Task brief
The listing below should be printed exactly, every line of it. Skip the pictures.

Recorded data
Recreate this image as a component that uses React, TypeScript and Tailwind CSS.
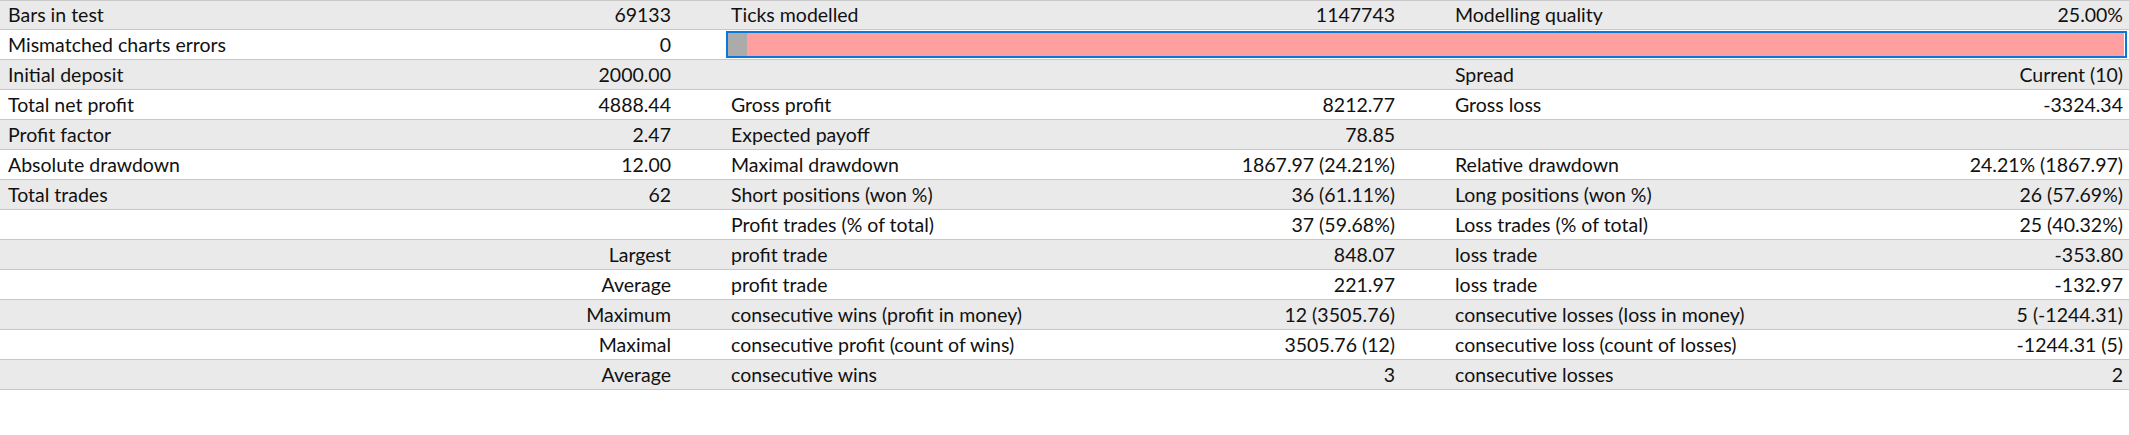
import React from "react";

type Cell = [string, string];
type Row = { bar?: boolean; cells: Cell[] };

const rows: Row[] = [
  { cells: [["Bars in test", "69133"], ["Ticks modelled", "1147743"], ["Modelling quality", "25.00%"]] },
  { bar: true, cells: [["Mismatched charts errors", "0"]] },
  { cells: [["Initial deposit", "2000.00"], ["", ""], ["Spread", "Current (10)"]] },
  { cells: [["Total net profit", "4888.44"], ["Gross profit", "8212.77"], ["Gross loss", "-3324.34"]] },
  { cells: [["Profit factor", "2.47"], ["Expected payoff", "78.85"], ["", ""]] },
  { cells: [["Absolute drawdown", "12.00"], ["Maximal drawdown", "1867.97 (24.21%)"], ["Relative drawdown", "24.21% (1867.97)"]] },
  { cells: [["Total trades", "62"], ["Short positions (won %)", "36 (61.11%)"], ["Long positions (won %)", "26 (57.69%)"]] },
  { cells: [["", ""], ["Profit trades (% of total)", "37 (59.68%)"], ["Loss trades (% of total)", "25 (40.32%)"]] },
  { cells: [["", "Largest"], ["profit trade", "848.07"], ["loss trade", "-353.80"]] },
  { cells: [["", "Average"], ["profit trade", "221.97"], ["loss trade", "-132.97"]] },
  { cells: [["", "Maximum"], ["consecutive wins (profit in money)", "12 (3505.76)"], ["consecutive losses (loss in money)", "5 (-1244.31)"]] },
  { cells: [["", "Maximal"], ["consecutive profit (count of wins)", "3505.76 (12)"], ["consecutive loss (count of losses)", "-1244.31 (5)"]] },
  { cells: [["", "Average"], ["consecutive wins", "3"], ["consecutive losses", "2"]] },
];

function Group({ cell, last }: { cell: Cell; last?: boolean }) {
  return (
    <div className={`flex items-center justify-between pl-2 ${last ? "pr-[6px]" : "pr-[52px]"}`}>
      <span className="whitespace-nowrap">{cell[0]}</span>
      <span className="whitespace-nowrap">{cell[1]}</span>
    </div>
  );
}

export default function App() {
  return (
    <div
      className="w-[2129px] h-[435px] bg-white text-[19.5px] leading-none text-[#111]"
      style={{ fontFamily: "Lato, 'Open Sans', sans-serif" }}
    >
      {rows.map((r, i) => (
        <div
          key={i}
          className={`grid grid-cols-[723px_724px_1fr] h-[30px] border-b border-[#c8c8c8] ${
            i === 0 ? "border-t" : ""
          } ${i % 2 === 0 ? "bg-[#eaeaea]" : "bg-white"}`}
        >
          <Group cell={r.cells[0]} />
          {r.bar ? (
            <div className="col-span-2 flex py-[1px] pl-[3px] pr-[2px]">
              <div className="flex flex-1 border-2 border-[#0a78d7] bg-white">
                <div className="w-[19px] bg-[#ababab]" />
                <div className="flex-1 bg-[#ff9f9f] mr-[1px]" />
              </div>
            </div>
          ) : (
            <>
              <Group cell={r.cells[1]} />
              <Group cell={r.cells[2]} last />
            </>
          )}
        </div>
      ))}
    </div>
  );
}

The response
Recreate this image as a component that uses React, TypeScript and Tailwind CSS.
import React from "react";

type Cell = [string, string];
type Row = { bar?: boolean; cells: Cell[] };

const rows: Row[] = [
  { cells: [["Bars in test", "69133"], ["Ticks modelled", "1147743"], ["Modelling quality", "25.00%"]] },
  { bar: true, cells: [["Mismatched charts errors", "0"]] },
  { cells: [["Initial deposit", "2000.00"], ["", ""], ["Spread", "Current (10)"]] },
  { cells: [["Total net profit", "4888.44"], ["Gross profit", "8212.77"], ["Gross loss", "-3324.34"]] },
  { cells: [["Profit factor", "2.47"], ["Expected payoff", "78.85"], ["", ""]] },
  { cells: [["Absolute drawdown", "12.00"], ["Maximal drawdown", "1867.97 (24.21%)"], ["Relative drawdown", "24.21% (1867.97)"]] },
  { cells: [["Total trades", "62"], ["Short positions (won %)", "36 (61.11%)"], ["Long positions (won %)", "26 (57.69%)"]] },
  { cells: [["", ""], ["Profit trades (% of total)", "37 (59.68%)"], ["Loss trades (% of total)", "25 (40.32%)"]] },
  { cells: [["", "Largest"], ["profit trade", "848.07"], ["loss trade", "-353.80"]] },
  { cells: [["", "Average"], ["profit trade", "221.97"], ["loss trade", "-132.97"]] },
  { cells: [["", "Maximum"], ["consecutive wins (profit in money)", "12 (3505.76)"], ["consecutive losses (loss in money)", "5 (-1244.31)"]] },
  { cells: [["", "Maximal"], ["consecutive profit (count of wins)", "3505.76 (12)"], ["consecutive loss (count of losses)", "-1244.31 (5)"]] },
  { cells: [["", "Average"], ["consecutive wins", "3"], ["consecutive losses", "2"]] },
];

function Group({ cell, last }: { cell: Cell; last?: boolean }) {
  return (
    <div className={`flex items-center justify-between pl-2 ${last ? "pr-[6px]" : "pr-[52px]"}`}>
      <span className="whitespace-nowrap">{cell[0]}</span>
      <span className="whitespace-nowrap">{cell[1]}</span>
    </div>
  );
}

export default function App() {
  return (
    <div
      className="w-[2129px] h-[435px] bg-white text-[19.5px] leading-none text-[#111]"
      style={{ fontFamily: "Lato, 'Open Sans', sans-serif" }}
    >
      {rows.map((r, i) => (
        <div
          key={i}
          className={`grid grid-cols-[723px_724px_1fr] h-[30px] border-b border-[#c8c8c8] ${
            i === 0 ? "border-t" : ""
          } ${i % 2 === 0 ? "bg-[#eaeaea]" : "bg-white"}`}
        >
          <Group cell={r.cells[0]} />
          {r.bar ? (
            <div className="col-span-2 flex py-[1px] pl-[3px] pr-[2px]">
              <div className="flex flex-1 border-2 border-[#0a78d7] bg-white">
                <div className="w-[19px] bg-[#ababab]" />
                <div className="flex-1 bg-[#ff9f9f] mr-[1px]" />
              </div>
            </div>
          ) : (
            <>
              <Group cell={r.cells[1]} />
              <Group cell={r.cells[2]} last />
            </>
          )}
        </div>
      ))}
    </div>
  );
}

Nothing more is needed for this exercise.